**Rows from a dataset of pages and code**
————————
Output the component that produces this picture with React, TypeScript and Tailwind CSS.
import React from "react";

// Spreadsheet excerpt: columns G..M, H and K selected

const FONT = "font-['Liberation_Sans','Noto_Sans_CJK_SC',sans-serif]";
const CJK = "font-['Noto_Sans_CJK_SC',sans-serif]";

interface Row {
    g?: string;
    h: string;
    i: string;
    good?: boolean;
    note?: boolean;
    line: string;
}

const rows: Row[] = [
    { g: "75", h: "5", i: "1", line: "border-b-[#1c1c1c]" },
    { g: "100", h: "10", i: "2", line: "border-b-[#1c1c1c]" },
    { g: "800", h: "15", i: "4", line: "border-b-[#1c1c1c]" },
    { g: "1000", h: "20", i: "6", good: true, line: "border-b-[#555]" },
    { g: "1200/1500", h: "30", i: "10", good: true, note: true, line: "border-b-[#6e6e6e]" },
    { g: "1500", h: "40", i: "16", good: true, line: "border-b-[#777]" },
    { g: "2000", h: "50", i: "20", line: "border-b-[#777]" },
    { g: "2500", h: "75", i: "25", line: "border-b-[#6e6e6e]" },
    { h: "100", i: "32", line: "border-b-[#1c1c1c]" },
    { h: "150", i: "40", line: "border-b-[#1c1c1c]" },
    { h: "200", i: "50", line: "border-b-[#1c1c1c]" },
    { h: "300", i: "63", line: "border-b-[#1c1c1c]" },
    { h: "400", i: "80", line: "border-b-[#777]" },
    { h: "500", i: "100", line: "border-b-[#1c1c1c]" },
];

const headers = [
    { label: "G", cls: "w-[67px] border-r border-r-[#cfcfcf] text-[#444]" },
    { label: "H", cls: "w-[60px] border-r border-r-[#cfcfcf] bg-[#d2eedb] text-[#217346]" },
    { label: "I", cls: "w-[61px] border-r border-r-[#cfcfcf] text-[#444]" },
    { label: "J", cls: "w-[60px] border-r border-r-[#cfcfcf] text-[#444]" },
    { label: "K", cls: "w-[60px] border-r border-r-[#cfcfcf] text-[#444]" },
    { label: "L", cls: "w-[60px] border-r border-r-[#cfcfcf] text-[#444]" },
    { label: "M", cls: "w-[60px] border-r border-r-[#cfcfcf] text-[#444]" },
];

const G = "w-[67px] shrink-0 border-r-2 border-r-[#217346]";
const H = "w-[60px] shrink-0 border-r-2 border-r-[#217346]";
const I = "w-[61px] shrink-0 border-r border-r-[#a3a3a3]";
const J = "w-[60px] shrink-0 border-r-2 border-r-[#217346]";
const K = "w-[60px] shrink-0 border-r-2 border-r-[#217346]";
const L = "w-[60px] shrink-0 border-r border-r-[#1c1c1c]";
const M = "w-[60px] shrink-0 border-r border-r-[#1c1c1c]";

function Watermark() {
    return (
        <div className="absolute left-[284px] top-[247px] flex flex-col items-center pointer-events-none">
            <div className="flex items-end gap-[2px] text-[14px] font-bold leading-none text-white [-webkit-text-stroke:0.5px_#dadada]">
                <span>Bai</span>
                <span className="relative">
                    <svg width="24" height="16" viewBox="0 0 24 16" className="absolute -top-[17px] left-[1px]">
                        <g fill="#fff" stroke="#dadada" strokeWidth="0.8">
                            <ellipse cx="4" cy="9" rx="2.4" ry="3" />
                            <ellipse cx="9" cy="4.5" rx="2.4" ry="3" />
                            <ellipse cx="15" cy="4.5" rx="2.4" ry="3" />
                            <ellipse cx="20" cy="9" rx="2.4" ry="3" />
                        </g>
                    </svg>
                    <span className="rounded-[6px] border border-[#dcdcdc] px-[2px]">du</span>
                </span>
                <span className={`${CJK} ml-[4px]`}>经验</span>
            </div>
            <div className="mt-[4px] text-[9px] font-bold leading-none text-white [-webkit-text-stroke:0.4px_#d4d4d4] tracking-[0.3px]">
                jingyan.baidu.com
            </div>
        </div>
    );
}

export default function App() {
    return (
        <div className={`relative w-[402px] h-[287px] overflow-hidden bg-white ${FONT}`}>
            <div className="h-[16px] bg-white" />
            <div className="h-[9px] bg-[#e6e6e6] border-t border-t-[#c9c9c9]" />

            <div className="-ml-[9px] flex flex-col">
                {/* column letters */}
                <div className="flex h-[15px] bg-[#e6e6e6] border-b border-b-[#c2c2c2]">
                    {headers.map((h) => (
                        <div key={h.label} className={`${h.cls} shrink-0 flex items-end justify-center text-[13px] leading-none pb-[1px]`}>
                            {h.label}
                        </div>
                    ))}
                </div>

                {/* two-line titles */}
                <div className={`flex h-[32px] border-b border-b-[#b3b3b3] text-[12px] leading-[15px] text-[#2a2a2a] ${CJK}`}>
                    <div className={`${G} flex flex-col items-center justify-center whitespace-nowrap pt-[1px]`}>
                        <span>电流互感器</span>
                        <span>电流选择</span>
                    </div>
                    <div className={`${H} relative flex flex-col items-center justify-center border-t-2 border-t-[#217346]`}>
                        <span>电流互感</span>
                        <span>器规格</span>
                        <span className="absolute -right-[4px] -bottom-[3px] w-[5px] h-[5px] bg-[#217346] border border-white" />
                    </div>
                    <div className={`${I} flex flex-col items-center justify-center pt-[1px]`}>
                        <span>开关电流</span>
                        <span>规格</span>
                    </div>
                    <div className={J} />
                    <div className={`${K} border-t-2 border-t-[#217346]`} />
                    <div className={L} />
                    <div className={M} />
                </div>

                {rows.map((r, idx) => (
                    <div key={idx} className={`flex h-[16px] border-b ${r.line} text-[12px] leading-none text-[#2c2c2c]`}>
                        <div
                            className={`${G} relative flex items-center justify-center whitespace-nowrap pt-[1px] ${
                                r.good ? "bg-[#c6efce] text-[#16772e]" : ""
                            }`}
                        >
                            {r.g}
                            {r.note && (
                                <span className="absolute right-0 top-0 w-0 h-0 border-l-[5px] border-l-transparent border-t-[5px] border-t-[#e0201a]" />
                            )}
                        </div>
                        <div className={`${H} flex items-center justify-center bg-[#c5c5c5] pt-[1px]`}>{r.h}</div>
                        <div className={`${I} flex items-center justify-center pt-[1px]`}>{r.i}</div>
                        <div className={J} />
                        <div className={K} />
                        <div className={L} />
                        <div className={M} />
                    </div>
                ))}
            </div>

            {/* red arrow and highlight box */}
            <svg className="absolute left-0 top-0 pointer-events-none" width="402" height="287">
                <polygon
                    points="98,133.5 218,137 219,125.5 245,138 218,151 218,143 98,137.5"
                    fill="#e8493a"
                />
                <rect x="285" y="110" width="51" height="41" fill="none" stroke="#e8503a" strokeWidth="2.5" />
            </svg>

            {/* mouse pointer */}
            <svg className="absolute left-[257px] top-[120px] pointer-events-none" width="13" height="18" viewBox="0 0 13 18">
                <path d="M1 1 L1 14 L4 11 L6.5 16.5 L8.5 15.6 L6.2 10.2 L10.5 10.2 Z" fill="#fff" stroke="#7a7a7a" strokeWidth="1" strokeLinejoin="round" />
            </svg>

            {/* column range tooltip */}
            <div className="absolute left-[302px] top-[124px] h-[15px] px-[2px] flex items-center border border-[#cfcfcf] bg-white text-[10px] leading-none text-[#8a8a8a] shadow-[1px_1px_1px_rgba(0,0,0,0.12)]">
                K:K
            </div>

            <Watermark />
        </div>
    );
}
————————
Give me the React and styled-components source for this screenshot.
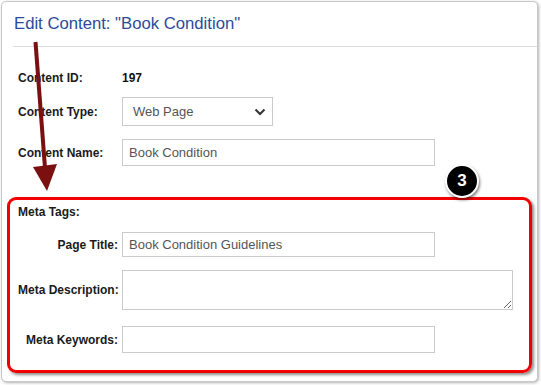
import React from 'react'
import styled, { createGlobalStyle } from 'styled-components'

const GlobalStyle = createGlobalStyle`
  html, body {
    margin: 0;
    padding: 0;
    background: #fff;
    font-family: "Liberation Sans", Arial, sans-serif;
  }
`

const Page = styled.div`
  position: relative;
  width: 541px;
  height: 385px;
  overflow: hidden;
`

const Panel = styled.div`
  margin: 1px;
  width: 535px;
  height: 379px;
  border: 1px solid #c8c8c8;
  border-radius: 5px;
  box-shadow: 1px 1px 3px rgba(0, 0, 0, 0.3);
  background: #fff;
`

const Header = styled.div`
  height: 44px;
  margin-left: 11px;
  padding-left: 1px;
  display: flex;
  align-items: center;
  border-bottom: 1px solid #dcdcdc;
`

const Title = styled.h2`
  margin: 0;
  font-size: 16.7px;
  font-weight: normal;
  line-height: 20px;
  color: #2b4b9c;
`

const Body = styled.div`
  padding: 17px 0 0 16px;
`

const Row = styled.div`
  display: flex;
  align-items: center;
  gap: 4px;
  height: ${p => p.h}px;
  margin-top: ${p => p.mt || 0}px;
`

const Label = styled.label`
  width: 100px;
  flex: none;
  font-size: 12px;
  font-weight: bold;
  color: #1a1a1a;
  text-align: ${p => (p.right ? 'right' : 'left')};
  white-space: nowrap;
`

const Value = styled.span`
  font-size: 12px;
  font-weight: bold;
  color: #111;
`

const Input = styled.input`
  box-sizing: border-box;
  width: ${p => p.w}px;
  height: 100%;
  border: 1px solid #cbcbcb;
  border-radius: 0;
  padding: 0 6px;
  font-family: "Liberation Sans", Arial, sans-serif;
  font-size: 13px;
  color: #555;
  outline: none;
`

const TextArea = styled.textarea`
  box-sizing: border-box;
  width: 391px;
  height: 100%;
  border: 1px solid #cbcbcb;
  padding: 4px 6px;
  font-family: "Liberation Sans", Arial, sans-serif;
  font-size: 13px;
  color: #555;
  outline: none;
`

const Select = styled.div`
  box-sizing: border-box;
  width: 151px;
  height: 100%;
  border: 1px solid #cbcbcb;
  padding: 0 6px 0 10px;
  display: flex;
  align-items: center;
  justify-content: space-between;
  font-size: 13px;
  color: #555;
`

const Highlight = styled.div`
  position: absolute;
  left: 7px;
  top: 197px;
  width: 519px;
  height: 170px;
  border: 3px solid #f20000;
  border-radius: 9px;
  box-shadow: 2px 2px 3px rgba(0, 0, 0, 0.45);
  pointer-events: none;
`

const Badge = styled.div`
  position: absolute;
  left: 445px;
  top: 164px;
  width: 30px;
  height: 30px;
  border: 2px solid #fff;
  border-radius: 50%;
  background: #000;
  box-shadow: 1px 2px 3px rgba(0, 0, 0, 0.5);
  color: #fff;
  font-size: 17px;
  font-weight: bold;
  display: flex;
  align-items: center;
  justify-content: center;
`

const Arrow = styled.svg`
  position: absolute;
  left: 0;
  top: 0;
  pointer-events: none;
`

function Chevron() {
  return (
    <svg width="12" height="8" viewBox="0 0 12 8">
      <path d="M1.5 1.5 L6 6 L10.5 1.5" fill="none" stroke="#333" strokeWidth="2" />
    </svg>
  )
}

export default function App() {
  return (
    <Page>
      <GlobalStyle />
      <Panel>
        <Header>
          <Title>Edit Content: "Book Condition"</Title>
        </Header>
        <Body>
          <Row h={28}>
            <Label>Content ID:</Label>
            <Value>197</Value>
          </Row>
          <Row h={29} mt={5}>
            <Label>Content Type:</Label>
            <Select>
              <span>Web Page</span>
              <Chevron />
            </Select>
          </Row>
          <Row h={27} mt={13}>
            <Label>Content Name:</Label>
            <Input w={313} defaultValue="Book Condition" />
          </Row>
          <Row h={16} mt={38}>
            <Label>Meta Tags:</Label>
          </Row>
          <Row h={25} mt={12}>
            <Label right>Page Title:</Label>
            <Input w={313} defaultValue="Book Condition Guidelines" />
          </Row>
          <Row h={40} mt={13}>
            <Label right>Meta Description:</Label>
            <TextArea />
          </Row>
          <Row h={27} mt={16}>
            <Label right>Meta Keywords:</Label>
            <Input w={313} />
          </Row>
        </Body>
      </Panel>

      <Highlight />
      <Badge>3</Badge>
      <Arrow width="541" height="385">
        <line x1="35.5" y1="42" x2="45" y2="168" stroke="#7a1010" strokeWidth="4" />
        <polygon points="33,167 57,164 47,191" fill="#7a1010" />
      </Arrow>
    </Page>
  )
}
————————
**WHAT TO DO**
Output only the lines from the one containing "Output the component" through the one containing "and K selected", inclusive, exactly as written.

**COMPLETE ANSWER**
Output the component that produces this picture with React, TypeScript and Tailwind CSS.
import React from "react";

// Spreadsheet excerpt: columns G..M, H and K selected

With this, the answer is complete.